Literatura Feita de Duplos
Imagine que você fosse um autor e quisesse escrever um livro que fosse impossível de ser interpretado de duas maneiras diferentes. A única interpretação possível é a que o próprio autor quisesse e ponto final. A primeira vista parece algo simples, literatura pobre, dessas bem chinfrins vendidas em bancas. Pensar assim, porém, é imaginar a questão de modo limitado. Do momento em que o autor transforma uma página em branco em algo escrito, ele imediatamente se prende a alguns limites. O maior deles é o limite da interpretação de cada leitor. Um livro sempre é feito por duas vias. Se é escrito e publicado, mas não é lido, é apenas um item de decoração que não nos diz nada. Escrever é, de um modo muitas vezes involuntário, renunciar a liberdade. O autor entrega sua obra ao leitor e leitor (não alguém individualmente, mas o 'leitor' coletivo) é que dá alguma interpretação à obra. Por mais que o autor queira que sua obra seja vista de determinada maneira, são seus leitores que apontam a seta para algum caminho e ele pode fazer pouco, pode induzi-lo e torcer para que seu induzimento funcione. O livro, após publicado, segue uma vida própria, um caminho independente. A palavra carrega consigo por natureza a dualidade. Escreveu Octavio Paz certa vez que "não há princípio, não há palavra original, cada uma é metáfora de outra palavra que é uma metáfora de outra e assim sucessivamente". Por isso, tal proposta de uma obra literária de interpretação única é uma ilusão. Se tivéssemos que definir a literatura com apenas uma palavra, ela seria 'dualidade'. Nada é como parece ser.

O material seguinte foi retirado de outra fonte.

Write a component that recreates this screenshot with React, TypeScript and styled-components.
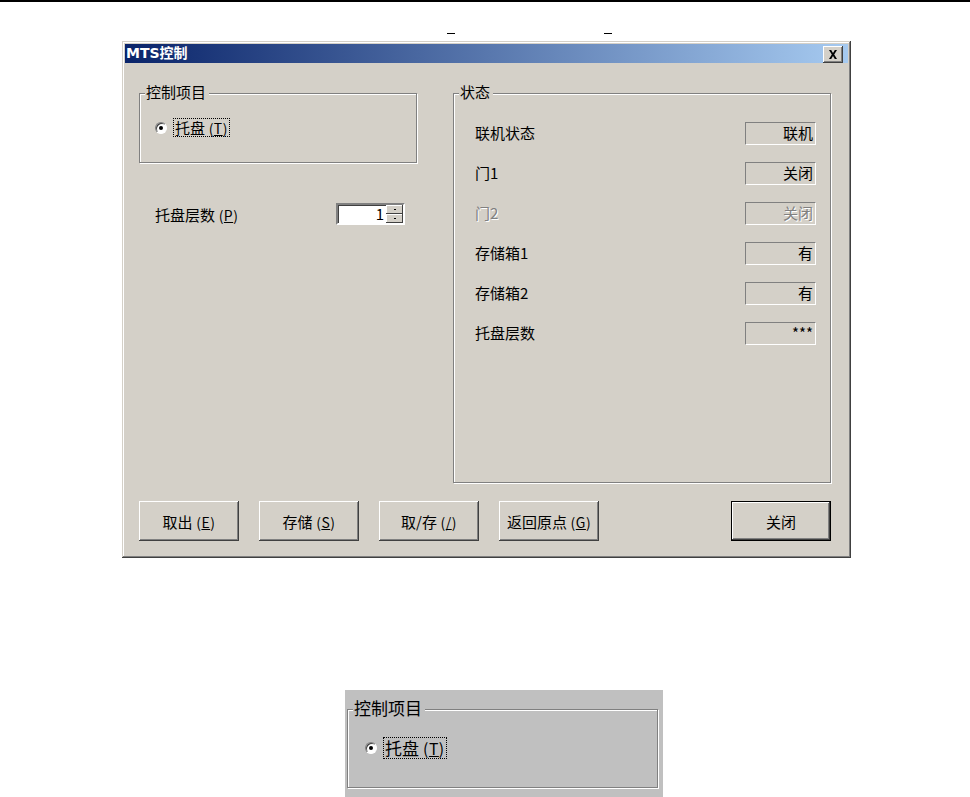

Observem, sobre isso, o exemplo de Ernest Hemingway. Hemingway é conhecido por seu estilo econômico, que valoriza verbos e substantivos, em detrimento aos adjetivos. Sua intenção era a valorização da palavra, que segundo seu ponto de vista, tinha sido desvirtuada devido aos 'excessos de sentimentalismos'. Tal esforço, numa primeira análise, talvez faria surgir obras pouco dúbias, um pouco mais 'literais', semelhante aos escritores de notícias dos jornais - Hemingway, aliás, no início de sua carreira, escreveu para o jornal Kansas City Star. Mas, daí entra o leitor e suas interpretações. E o resultado? Bem, obras como "O Velho e o Mar" figuram entre as mais cheias de resenhas explicativas, com um grande número de explicações possíveis sobre supostos simbolismos. Isso tudo apesar da definição que o autor dá aos supostos simbolismos:
"There isn't any symbolism. The sea is the sea. The old man is an old man. The boy is a boy and the fish is a fish. The shark are all sharks no better and no worse. All the symbolism that people say is shit. What goes beyond is what you see beyond when you know."

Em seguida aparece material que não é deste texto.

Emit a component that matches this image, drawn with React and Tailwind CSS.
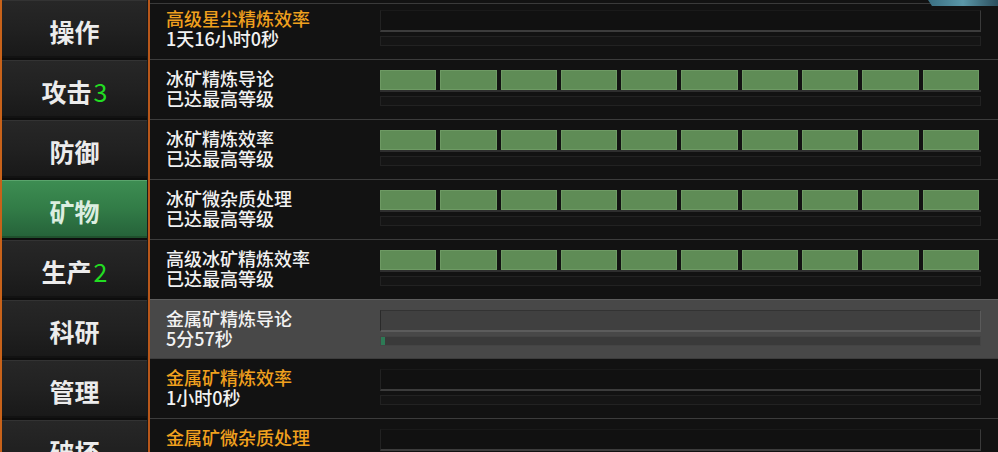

O dualismo de "O Velho e o Mar" já começa no título e a interpretação da história é sempre subjetiva. Alguns críticos vêem ali elementos religiosos, outros falam sobre influências da filosofia de Nietzsche, enquanto outros juram ter visto ali a psicanálise de Freud. Vejo ali um relato extraordinário de vitória do ser humano contra todos os desafios, desafios muitas vezes imprevisíveis. Mas, ele pode ser lido também como um grande relato sobre a derrota humana. Parece incrível o paradoxo, mas é assim o livro. Uma bússola que aponta para o norte e para o sul ao mesmo tempo. Otimismo e pessimismo perfeitamente misturados, ao ponto de nunca sabermos exatamente o que prevalece.
Hoje também é comum críticos citarem uma série de defeitos que fazem deste um livro 'menor' de Hemingway. Mas a obra é de fato grande também por suas imperfeições. Alguns acusam Hemingway de criar uma obra com excessos de sentimentalismos - justamente aquilo que o autor tanto criticava. Outros vêm o personagem Santiago excessivamente artificial, um estereótipo. Ou seja, uma obra tão cheia de duplos, que faz com que até mesmo os críticos não consigam entrar em consenso sobre suas falhas. Um livro feito para nos mostrar algo concreto e nos enganar ao mesmo tempo com algo fantasioso. E como é gostoso para um verdadeiro leitor ser perfeitamente enganado por um bom livro.